When a primary color is mixed with a secondary color, it does not create a new color, but a kind of mixture of the two. These in-between colors sit between the primary and secondary colors and are called tertiary or intermediate colors. Tertiary means the third in order. We name these colors with
the primary first and then the secondary color: yellow-green, blue-green, blue-violet, red-violet, red-orange, yellow-orange.
We often think about mixing white into a color to lighten it. We think about mixing black into a color to darken it. These methods accomplish the task, but they also dull the brightness or intensity of the color. The next time you want to lighten a color such as the green shown below, add yellow to make yellow-green. When you want to darken green use blue to make blue-green. These tertiary colors keep your mixtures bright!

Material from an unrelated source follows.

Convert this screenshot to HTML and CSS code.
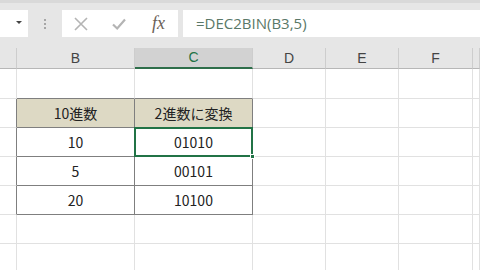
FILE: index.html
```html
<!DOCTYPE html>
<html lang="ja">
<head>
  <meta charset="UTF-8">
  <title>DEC2BIN</title>
  <link rel="stylesheet" href="styles.css">
</head>
<body>
  <div class="topbar">
    <div class="namebox"><span class="arrow"></span></div>
    <div class="grip"><i></i><i></i><i></i></div>
    <div class="fbuttons">
      <svg class="ic" width="14" height="14" viewBox="0 0 14 14"><path d="M1 1 L13 13 M13 1 L1 13" stroke="#b4b4b4" stroke-width="1.6" fill="none"/></svg>
      <svg class="ic" width="14" height="14" viewBox="0 0 14 14"><path d="M1 7.5 L5.2 11.5 L13 2.5" stroke="#b4b4b4" stroke-width="2.2" fill="none"/></svg>
      <span class="fx">fx</span>
    </div>
    <div class="formula">=DEC2BIN(B3,5)</div>
  </div>

  <div class="sheet">
    <div class="ch first"></div>
    <div class="ch">B</div>
    <div class="ch sel">C</div>
    <div class="ch">D</div>
    <div class="ch">E</div>
    <div class="ch">F</div>
    <div class="ch"></div>

    <div class="c"></div><div class="c db"></div><div class="c db"></div><div class="c"></div><div class="c"></div><div class="c"></div><div class="c"></div>

    <div class="c dr"></div><div class="c t head">10進数</div><div class="c t head">2進数に変換</div><div class="c"></div><div class="c"></div><div class="c"></div><div class="c"></div>

    <div class="c dr"></div><div class="c t">10</div><div class="c t active">01010</div><div class="c"></div><div class="c"></div><div class="c"></div><div class="c"></div>

    <div class="c dr"></div><div class="c t">5</div><div class="c t">00101</div><div class="c"></div><div class="c"></div><div class="c"></div><div class="c"></div>

    <div class="c dr"></div><div class="c t">20</div><div class="c t">10100</div><div class="c"></div><div class="c"></div><div class="c"></div><div class="c"></div>

    <div class="c"></div><div class="c"></div><div class="c"></div><div class="c"></div><div class="c"></div><div class="c"></div><div class="c"></div>

    <div class="c"></div><div class="c"></div><div class="c"></div><div class="c"></div><div class="c"></div><div class="c"></div><div class="c"></div>
  </div>
</body>
</html>
```
FILE: styles.css
```css
body {
  margin: 0;
  width: 480px;
  height: 270px;
  overflow: hidden;
  background: #ffffff;
  font-family: "Noto Sans CJK JP", "Noto Sans", sans-serif;
}
.topbar {
  display: flex;
  height: 45px;
  padding-top: 7px;
  align-items: flex-start;
  background: #e6e6e6;
  border-top: 3px solid #d9d9d9;
  box-sizing: border-box;
}
.namebox {
  width: 28px;
  height: 27px;
  background: #ffffff;
  position: relative;
}
.arrow {
  position: absolute;
  left: 16px;
  top: 11px;
  border-left: 3px solid transparent;
  border-right: 3px solid transparent;
  border-top: 3px solid #444444;
}
.grip {
  width: 34px;
  height: 27px;
  display: flex;
  flex-direction: column;
  align-items: center;
  justify-content: center;
  gap: 2px;
}
.grip i {
  width: 2px;
  height: 2px;
  background: #a6a6a6;
}
.fbuttons {
  width: 116px;
  height: 27px;
  background: #ffffff;
  display: flex;
  align-items: center;
  padding-left: 12px;
  box-sizing: border-box;
}
.fbuttons .ic {
  margin-right: 24px;
}
.fbuttons .ic + .ic {
  margin-right: 26px;
}
.fx {
  font-family: "Liberation Serif", serif;
  font-style: italic;
  font-size: 18px;
  color: #6b6157;
  line-height: 27px;
}
.formula {
  flex: 1;
  margin-left: 5px;
  height: 27px;
  background: #ffffff;
  padding-left: 13px;
  font-family: "Open Sans", "Liberation Sans", sans-serif;
  font-size: 15px;
  line-height: 26px;
  color: #5a7868;
}
.sheet {
  display: grid;
  grid-template-columns: 17px 118px 118px 73px 73px 74px 1fr;
  grid-template-rows: 24px 30px 29px 29px 29px 29px 29px 29px;
  background: #e6e6e6;
}
.ch {
  background: #e6e6e6;
  border-right: 1px solid #cdcdcd;
  border-bottom: 1px solid #b7b7b7;
  margin-top: 3px;
  font-family: "Liberation Sans", sans-serif;
  font-size: 14px;
  color: #444444;
  text-align: center;
  line-height: 20px;
}
.ch.sel {
  background: #d2d2d2;
  color: #217346;
  border-bottom: 2px solid #2e6e4a;
  line-height: 19px;
}
.c {
  background: #ffffff;
  border-right: 1px solid #e1e1e1;
  border-bottom: 1px solid #e1e1e1;
  font-size: 14px;
  color: #222222;
  text-align: center;
  line-height: 28px;
  position: relative;
}
.c.db {
  border-bottom-color: #7f7f7f;
}
.c.dr {
  border-right-color: #7f7f7f;
}
.c.t {
  border-right-color: #7f7f7f;
  border-bottom-color: #7f7f7f;
}
.c.head {
  background: #ddd9c4;
}
.c.active::after {
  content: "";
  position: absolute;
  left: -1px;
  top: -1px;
  right: -1px;
  bottom: -1px;
  border: 2px solid #217346;
}
.c.active::before {
  content: "";
  position: absolute;
  right: -3px;
  bottom: -3px;
  width: 5px;
  height: 5px;
  background: #217346;
  border: 1px solid #ffffff;
  box-sizing: border-box;
  z-index: 1;
}
```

View Video “Introduction: The Color Wheel, Part 3.” It’s time to mix tertiary colors. Add the tertiary colors to your color wheel. Next, find simple objects like the blocks above. Look at them to draw the outlines of the shapes. Fill in the front of the shapes with a secondary color. On one side, mix the lightest of the tertiary colors that sit next to that secondary color on the color wheel. On the other side, mix the deepest of the tertiary colors that sit next to that secondary color on the color wheel. Work with the different secondary colors as you explore color mixing. You will learn which pencils to mix to get the specific colors you desire.